De retour sur la place de la vieille ville, tout est illuminé. Le gigantesque sapin qui trône au milieu du marché de noël bien sûr, mais également la fameuse horloge astronomique ou encore l’église Notre-Dame de Týn. Je ne prends aucun risque en disant que la place vaut d’y passer deux fois, la première en journée et la seconde en soirée, pour en découvrir les deux aspects. Mais il se fait tard et un gargouillement retentissant émane du ventre de Sylvester. Pas la peine d’y aller par quatre chemins, notre promenade lui a donné faim. Plutôt que d’entrer dans un restaurant, je décide de prendre la direction d’un des cafés de Prague. Les cafés sont une tradition bien ancrées où il fait bon boire une boisson chaude (idéal en une froide nuit d’hiver) ou manger une pâtisserie. On peut parfois même s’y restaurer de manière plus conséquente, mais toujours en toute simplicité.
Mon choix se porte sur la Maison de la Vierge Noire, qui abrite le Grand Café Orient. Je le confonds d’abord avec le restaurant qui se trouve au rez-de-chaussé, avant de comprendre que le café se situe à l’étage, permettant de surplomber les rues avoisinantes si on trouve une table près des fenêtres.
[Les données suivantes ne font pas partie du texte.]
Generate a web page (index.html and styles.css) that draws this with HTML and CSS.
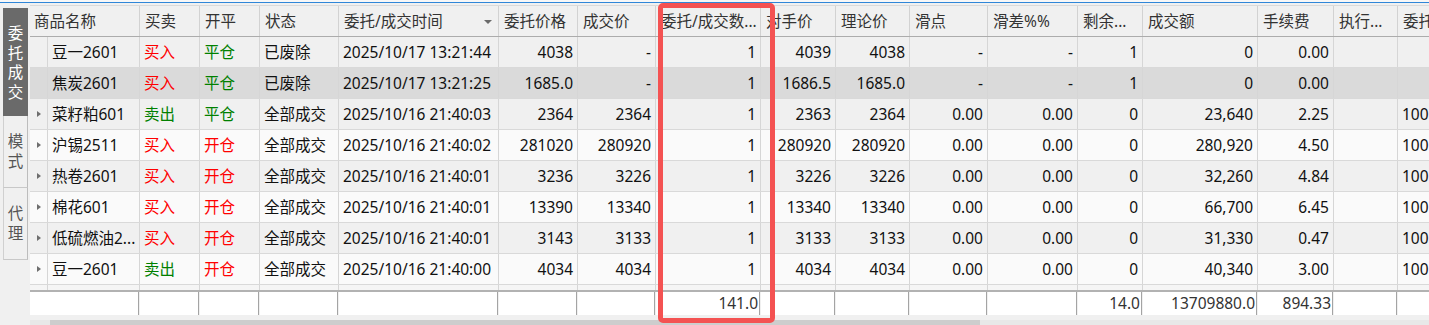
FILE: index.html
```html
<!DOCTYPE html>
<html lang="zh-CN">
<head>
<meta charset="utf-8">
<title>委托成交</title>
<link rel="stylesheet" href="styles.css">
</head>
<body>
<div class="topline"></div>
<div class="blueline"></div>
<div class="main">
  <div class="tabs">
    <div class="tab tab-active"><span class="vt">委托成交</span></div>
    <div class="tab tab-sm"><span class="vt">模式</span></div>
    <div class="tab tab-sm"><span class="vt">代理</span></div>
  </div>
  <div class="grid">
    <div class="head">
      <div class="h span2">商品名称</div>
      <div class="h">买卖</div>
      <div class="h">开平</div>
      <div class="h">状态</div>
      <div class="h sort">委托/成交时间<span class="sortarrow"></span></div>
      <div class="h">委托价格</div>
      <div class="h">成交价</div>
      <div class="h">委托/成交数...</div>
      <div class="h">对手价</div>
      <div class="h">理论价</div>
      <div class="h">滑点</div>
      <div class="h">滑差%%</div>
      <div class="h">剩余...</div>
      <div class="h">成交额</div>
      <div class="h">手续费</div>
      <div class="h">执行...</div>
      <div class="h">委托...</div>
    </div>

    <div class="row odd">
      <div class="c rh"></div>
      <div class="c">豆一2601</div>
      <div class="c buy">买入</div>
      <div class="c sell">平仓</div>
      <div class="c">已废除</div>
      <div class="c">2025/10/17 13:21:44</div>
      <div class="c r">4038</div>
      <div class="c r">-</div>
      <div class="c r">1</div>
      <div class="c r">4039</div>
      <div class="c r">4038</div>
      <div class="c r">-</div>
      <div class="c r">-</div>
      <div class="c r">1</div>
      <div class="c r">0</div>
      <div class="c r">0.00</div>
      <div class="c"></div>
      <div class="c"></div>
    </div>

    <div class="row sel">
      <div class="c rh"></div>
      <div class="c">焦炭2601</div>
      <div class="c buy">买入</div>
      <div class="c sell">平仓</div>
      <div class="c">已废除</div>
      <div class="c">2025/10/17 13:21:25</div>
      <div class="c r">1685.0</div>
      <div class="c r">-</div>
      <div class="c r">1</div>
      <div class="c r">1686.5</div>
      <div class="c r">1685.0</div>
      <div class="c r">-</div>
      <div class="c r">-</div>
      <div class="c r">1</div>
      <div class="c r">0</div>
      <div class="c r">0.00</div>
      <div class="c"></div>
      <div class="c"></div>
    </div>

    <div class="row odd">
      <div class="c rh"><span class="caret"></span></div>
      <div class="c">菜籽粕601</div>
      <div class="c sell">卖出</div>
      <div class="c sell">平仓</div>
      <div class="c">全部成交</div>
      <div class="c">2025/10/16 21:40:03</div>
      <div class="c r">2364</div>
      <div class="c r">2364</div>
      <div class="c r">1</div>
      <div class="c r">2363</div>
      <div class="c r">2364</div>
      <div class="c r">0.00</div>
      <div class="c r">0.00</div>
      <div class="c r">0</div>
      <div class="c r">23,640</div>
      <div class="c r">2.25</div>
      <div class="c"></div>
      <div class="c">100</div>
    </div>

    <div class="row even">
      <div class="c rh"><span class="caret"></span></div>
      <div class="c">沪锡2511</div>
      <div class="c buy">买入</div>
      <div class="c buy">开仓</div>
      <div class="c">全部成交</div>
      <div class="c">2025/10/16 21:40:02</div>
      <div class="c r">281020</div>
      <div class="c r">280920</div>
      <div class="c r">1</div>
      <div class="c r">280920</div>
      <div class="c r">280920</div>
      <div class="c r">0.00</div>
      <div class="c r">0.00</div>
      <div class="c r">0</div>
      <div class="c r">280,920</div>
      <div class="c r">4.50</div>
      <div class="c"></div>
      <div class="c">100</div>
    </div>

    <div class="row odd">
      <div class="c rh"><span class="caret"></span></div>
      <div class="c">热卷2601</div>
      <div class="c buy">买入</div>
      <div class="c buy">开仓</div>
      <div class="c">全部成交</div>
      <div class="c">2025/10/16 21:40:01</div>
      <div class="c r">3236</div>
      <div class="c r">3226</div>
      <div class="c r">1</div>
      <div class="c r">3226</div>
      <div class="c r">3226</div>
      <div class="c r">0.00</div>
      <div class="c r">0.00</div>
      <div class="c r">0</div>
      <div class="c r">32,260</div>
      <div class="c r">4.84</div>
      <div class="c"></div>
      <div class="c">100</div>
    </div>

    <div class="row even">
      <div class="c rh"><span class="caret"></span></div>
      <div class="c">棉花601</div>
      <div class="c buy">买入</div>
      <div class="c buy">开仓</div>
      <div class="c">全部成交</div>
      <div class="c">2025/10/16 21:40:01</div>
      <div class="c r">13390</div>
      <div class="c r">13340</div>
      <div class="c r">1</div>
      <div class="c r">13340</div>
      <div class="c r">13340</div>
      <div class="c r">0.00</div>
      <div class="c r">0.00</div>
      <div class="c r">0</div>
      <div class="c r">66,700</div>
      <div class="c r">6.45</div>
      <div class="c"></div>
      <div class="c">100</div>
    </div>

    <div class="row odd">
      <div class="c rh"><span class="caret"></span></div>
      <div class="c">低硫燃油2...</div>
      <div class="c buy">买入</div>
      <div class="c buy">开仓</div>
      <div class="c">全部成交</div>
      <div class="c">2025/10/16 21:40:01</div>
      <div class="c r">3143</div>
      <div class="c r">3133</div>
      <div class="c r">1</div>
      <div class="c r">3133</div>
      <div class="c r">3133</div>
      <div class="c r">0.00</div>
      <div class="c r">0.00</div>
      <div class="c r">0</div>
      <div class="c r">31,330</div>
      <div class="c r">0.47</div>
      <div class="c"></div>
      <div class="c">100</div>
    </div>

    <div class="row even">
      <div class="c rh"><span class="caret"></span></div>
      <div class="c">豆一2601</div>
      <div class="c sell">卖出</div>
      <div class="c buy">开仓</div>
      <div class="c">全部成交</div>
      <div class="c">2025/10/16 21:40:00</div>
      <div class="c r">4034</div>
      <div class="c r">4034</div>
      <div class="c r">1</div>
      <div class="c r">4034</div>
      <div class="c r">4034</div>
      <div class="c r">0.00</div>
      <div class="c r">0.00</div>
      <div class="c r">0</div>
      <div class="c r">40,340</div>
      <div class="c r">3.00</div>
      <div class="c"></div>
      <div class="c">100</div>
    </div>

    <div class="row filler">
      <div class="c"></div><div class="c"></div><div class="c"></div><div class="c"></div>
      <div class="c"></div><div class="c"></div><div class="c"></div><div class="c"></div>
      <div class="c"></div><div class="c"></div><div class="c"></div><div class="c"></div>
      <div class="c"></div><div class="c"></div><div class="c"></div><div class="c"></div>
      <div class="c"></div><div class="c"></div>
    </div>

    <div class="foot">
      <div class="f span2"></div>
      <div class="f"></div>
      <div class="f"></div>
      <div class="f"></div>
      <div class="f"></div>
      <div class="f"></div>
      <div class="f"></div>
      <div class="f">141.0</div>
      <div class="f"></div>
      <div class="f"></div>
      <div class="f"></div>
      <div class="f"></div>
      <div class="f">14.0</div>
      <div class="f">13709880.0</div>
      <div class="f">894.33</div>
      <div class="f"></div>
      <div class="f"></div>
    </div>

    <div class="hscroll"><div class="thumb"></div></div>
  </div>
</div>
<div class="highlight"></div>
</body>
</html>
```

FILE: styles.css
```css
html, body {
  margin: 0;
  padding: 0;
}
body {
  width: 1429px;
  height: 325px;
  overflow: hidden;
  background: #f0f0f0;
  font-family: "Noto Sans", "Noto Sans CJK SC", sans-serif;
  font-size: 15.5px;
  color: #111;
  position: relative;
}
.topline {
  height: 2px;
  background: #f7f7f7;
}
.blueline {
  height: 1px;
  background: #2f86d8;
}
.main {
  display: flex;
  align-items: flex-start;
}
.tabs {
  width: 30px;
  flex: none;
  padding: 5px 2px 0 3px;
  box-sizing: border-box;
  font-family: "Noto Sans CJK SC", sans-serif;
}
.tab {
  width: 25px;
  box-sizing: border-box;
  display: flex;
  justify-content: center;
  padding-top: 15px;
  color: #555;
  border-left: 1px solid #d0d0d0;
  border-right: 1px solid #bcbcbc;
  border-bottom: 1px solid #c8c8c8;
}
.tab-active {
  height: 108px;
  background: #6a6a6a;
  color: #fff;
  border: none;
}
.tab-sm {
  height: 72px;
}
.vt {
  display: block;
  width: 1em;
  line-height: 19.5px;
  font-size: 15.5px;
}
.grid {
  flex: none;
  margin-top: 2px;
  width: 1520px;
}
.head, .row, .foot {
  display: grid;
  grid-template-columns: 18px 92px 60px 60px 79px 160px 79px 78px 105px 75px 74px 78px 90px 65px 115px 76px 64px 120px;
}
.head {
  height: 32px;
  box-sizing: border-box;
  border-top: 1px solid #dadada;
  border-bottom: 1px solid #acacac;
  background: #f0f0f0;
  color: #333;
}
.h {
  border-right: 1px solid #d2d2d2;
  padding: 0 5px;
  line-height: 30px;
  white-space: nowrap;
  overflow: hidden;
}
.span2 {
  grid-column: span 2;
  padding-left: 4px;
}
.sort {
  display: flex;
  justify-content: space-between;
  align-items: center;
}
.sortarrow {
  width: 0;
  height: 0;
  border-top: 4px solid #6a6a6a;
  border-left: 4px solid transparent;
  border-right: 4px solid transparent;
  margin-right: 1px;
  margin-top: 2px;
}
.row {
  height: 31px;
  box-sizing: border-box;
  border-bottom: 1px solid #d9d9d9;
}
.row.odd { background: #f0f0f0; }
.row.even { background: #fafafa; }
.row.sel { background: #dadada; }
.c {
  border-right: 1px solid #d6d6d6;
  padding: 0 4px;
  line-height: 30px;
  white-space: nowrap;
  overflow: hidden;
}
.c.r { text-align: right; }
.buy { color: #ff0000; }
.sell { color: #008000; }
.rh {
  display: flex;
  align-items: center;
  padding: 0 0 0 7px;
}
.caret {
  width: 0;
  height: 0;
  border-left: 4px solid #6e6e6e;
  border-top: 3.5px solid transparent;
  border-bottom: 3.5px solid transparent;
}
.row.filler {
  height: 5px;
  border-bottom: none;
  background: #f5f5f5;
}
.foot {
  height: 25px;
  box-sizing: border-box;
  border-top: 2px solid #b2b2b2;
  color: #333;
}
.f {
  background: linear-gradient(to left, #f0f0f0 0 1px, #a4a4a4 1px 2px, #ffffff 2px);
  text-align: right;
  padding-right: 3px;
  line-height: 23px;
  white-space: nowrap;
  overflow: hidden;
}
.hscroll {
  margin-top: 5px;
  height: 5px;
  background: #e8e8e8;
}
.thumb {
  margin-left: 20px;
  width: 930px;
  height: 5px;
  background: #cdcdcd;
}
.highlight {
  position: absolute;
  left: 658px;
  top: 3px;
  width: 117px;
  height: 320px;
  box-sizing: border-box;
  border: 5px solid #f45252;
  border-radius: 5px;
  pointer-events: none;
}
```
Sinon, on peut tout simplement regarder l’intérieur du café, dont le décor vaut le coup d’œil. Ses lignes s’inscrivent tout droit dans le mouvement cubiste tchèque, fier représentant de l’avant-garde pragoise. On trouve de nombreux autres cafés à Prague, du célèbre Café Savoy à celui de la Maison municipale (avec son fabuleux chariot à gâteaux qui tournent sans cesse dans la salle… impossible de ne pas se laisser tenter !).
Grand Café Orient – Dům U Černé Matky Boží (The House of the Black Madonna) Ovocný trh 19, 110 00 Praha 1 |
En sortant, nous retournons vers l’hôtel en faisant de multiples arrêts en cours de route. Il faut dire qu’il fait bon traîner les pieds dans le Prague nocturne, chaque bâtiment semblant sortir de l’ordinaire. La moindre synagogue croisée fait lever les yeux au ciel et la place Venceslas, dominée par la statue du Saint Patron du pays, semble encore résonner de la clameurs des révoltes d’antan. Je fais remarquer avec amusement à Sylvester que la seule chose qui manquait à notre promenade nocturne dans les hauteurs puis dans les rues de Prague pour correspondre à l’image d’épinal que j’en avais, c’était un espion ou deux. En guise de réponse, il affiche une simple moue de dédain. Il est vrai que la discrétion et la finesse n’ont jamais été son fort.